::: Given records

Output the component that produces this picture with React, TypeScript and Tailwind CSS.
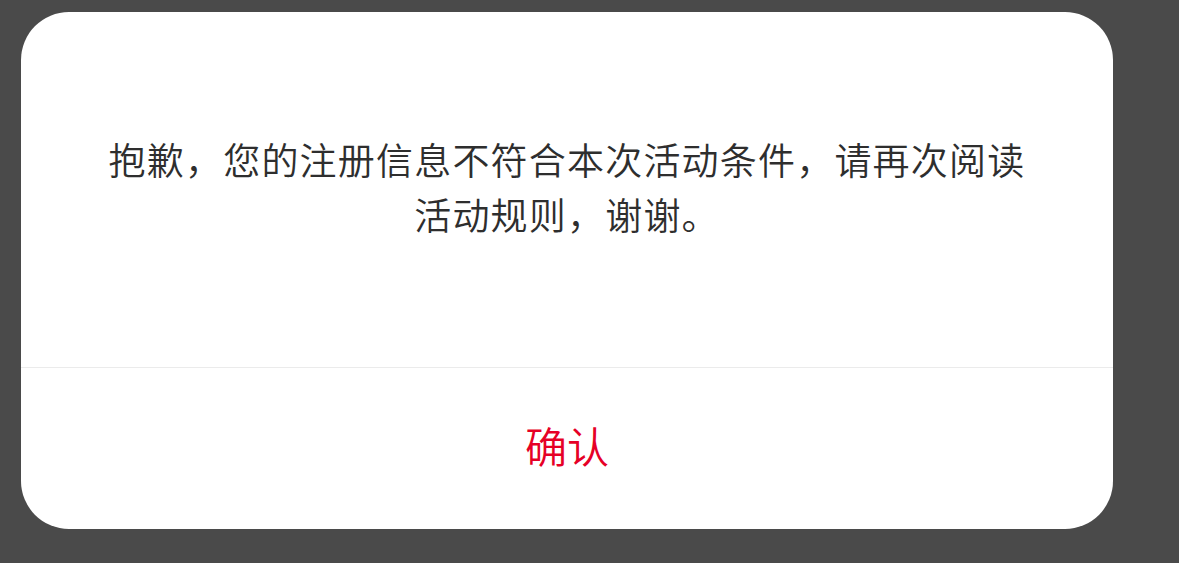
import React from "react";

export default function App() {
  return (
    <div
      className="w-[1179px] h-[563px] bg-[#4a4a4a] pt-[12px] pl-[21px] overflow-hidden"
      style={{ fontFamily: '"Noto Sans CJK SC", "Noto Sans", sans-serif' }}
    >
      <div className="w-[1092px] h-[517px] bg-white rounded-[48px] flex flex-col overflow-hidden">
        <div className="h-[355px] flex items-center justify-center px-[78px] pb-[5px]">
          <p className="text-[37px] leading-[55px] tracking-[1.2px] font-[350] text-[#2e2e2e] text-center">
            抱歉，您的注册信息不符合本次活动条件，请再次阅读活动规则，谢谢。
          </p>
        </div>
        <div className="h-[1px] bg-[#ebebeb]" />
        <button className="flex-1 flex items-center justify-center text-[42px] font-[350] text-[#e60026] pb-[9px]">
          确认
        </button>
      </div>
    </div>
  );
}
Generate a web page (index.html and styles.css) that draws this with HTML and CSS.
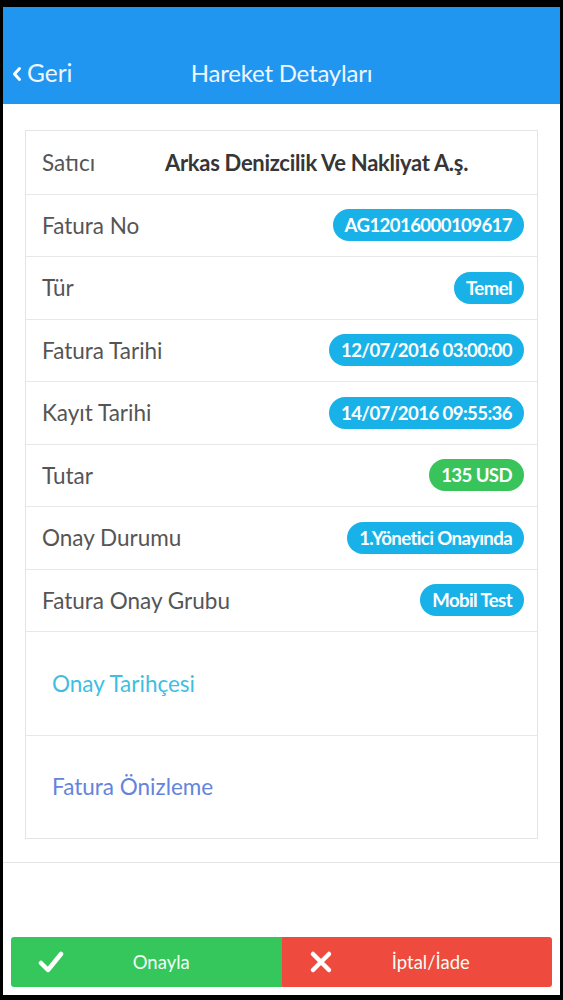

::::::

- [Request]: Filter the entries down to the lines containing "with". Copy each of those lines.

- [Worked answer]:
Output the component that produces this picture with React, TypeScript and Tailwind CSS.
Generate a web page (index.html and styles.css) that draws this with HTML and CSS.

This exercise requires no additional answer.